Open vasilvv opened 2 months ago
As a publisher, one can publish a track like what you're describing, but it sounds like you want it built into the transport.
Understanding how it might be used would be helpful. Is the subscriber trying to see if it has more bandwidth so it can increase quality? If so, why not just subscribe to the higher quality at a lower priority?
Agree with Ian . We already do a mix of these things today ( hi/low tracks, low priority probe-like stuff) .. May be I am lacking to understand the requirement here ?
Understanding how it might be used would be helpful. Is the subscriber trying to see if it has more bandwidth so it can increase quality? If so, why not just subscribe to the higher quality at a lower priority?
Those are valid if you have one publisher and a lot of subscriber, but for 1:1 scenarios, you would typically have the sender produce only one video stream (and then adjust its bitrate unilaterally), so that's not really an option.
For 1:1 scenarios where the sender is only producing a single stream, the publisher/sender can decide to probe for more bandwidth unilaterally.

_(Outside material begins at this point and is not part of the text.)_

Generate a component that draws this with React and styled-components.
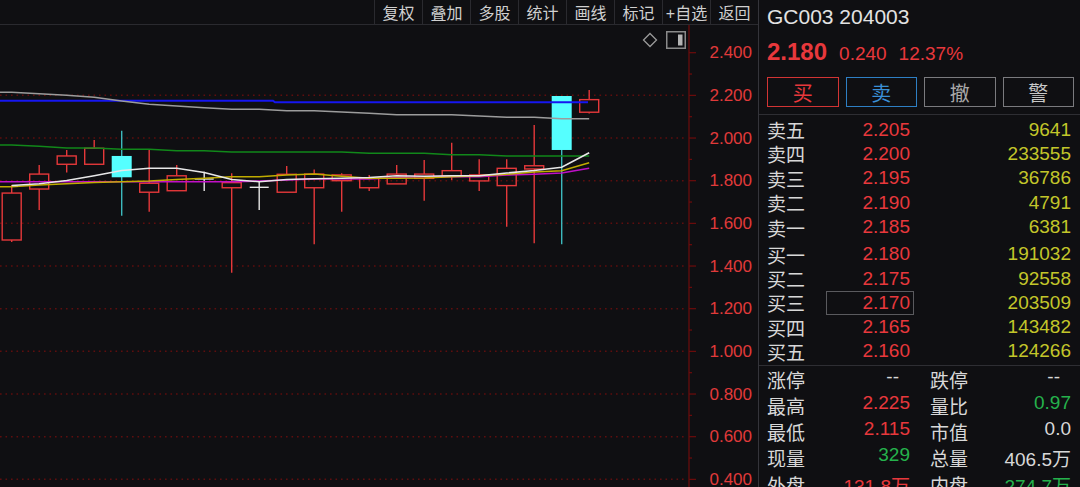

The simplest but effective approach is to just retransmit data you've already sent, aka world's simplest FEC.
Since we currently don't allow unknown frame types and unknown stream types, there is no way to inject padding on the application level. I believe it would be useful to allow for at least padding unidirectional streams (i.e. streams where receiver ignores everything past the stream type), those could be used for probing (e.g. sending a unidirectional stream at the lowest priority to determine if the connection could sustain more application data).